NREL researchers develop analytical procedure to enable ethanol biorefineries to better understand what fraction of their ethanol is derived from starch versus cellulose
Type of post: NEWS IN BRIEF.
NREL researchers developed a simple and highly selective analytical procedure for the determination of cellulosic glucan content in samples that contain both cellulose and starch. This method eliminates the unacceptably large compounding errors of current two-measurement methods.
Press release: “NREL Develops New Method to Better Understand Ethanol Production”, 05/02/2021.
Article: Sluiter, J.B., Michel, K.P., Addison, B. et al. Direct determination of cellulosic glucan content in starch-containing samples.
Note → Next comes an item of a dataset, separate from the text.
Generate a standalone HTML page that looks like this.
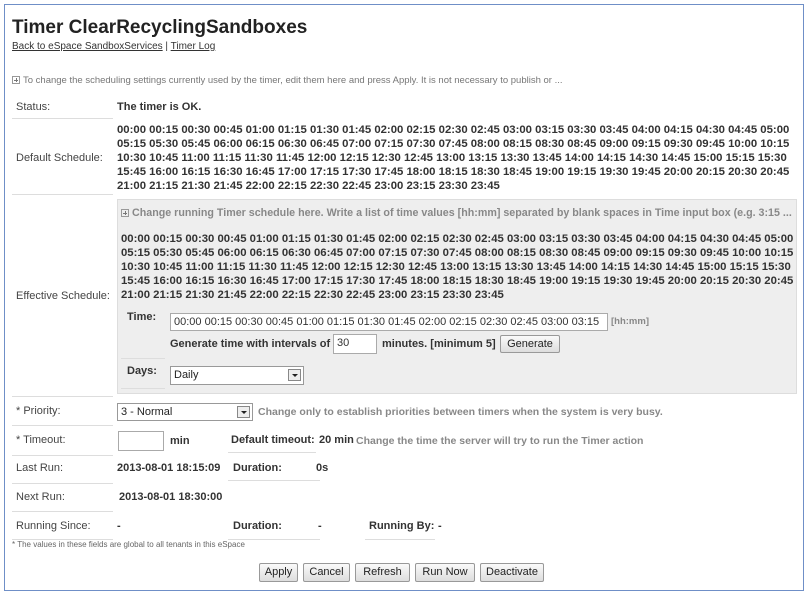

Cellulose (2021). https://doi.org/10.1007/s10570-020-03652-2.
Figure 1. An NREL researcher observes enzymes breaking down cellulose into glucose (credits: Pat Corkery / NREL)
The U.S. Department of Energy Bioenergy Technologies Office funded researchers at the National Renewable Energy Laboratory (NREL) and collaborated with the U.S. Environmental Protection Agency and the National Institute of Standards and Technology to address a significant challenge facing the ethanol industry. It is difficult to precisely and accurately quantify the amount of starch-derived versus cellulose-derived glucose used in ethanol production. A new method resulting from this research will enable ethanol biorefineries to better understand what fraction of their ethanol is derived from starch versus cellulose, to best maximize financial returns through advanced renewable credits and enhanced yield.
Researchers developed a simple yet highly selective process to determine cellulosic glucan content. This method, which includes the removal of starch prior to quantifying the cellulosic content, eliminates the errors inherent in the methods in use today. This selectivity for cellulosic glucan was validated with several analytical techniques including: liquid chromatography coupled with mass spectrometry, Raman spectroscopy and nuclear magnetic resonance.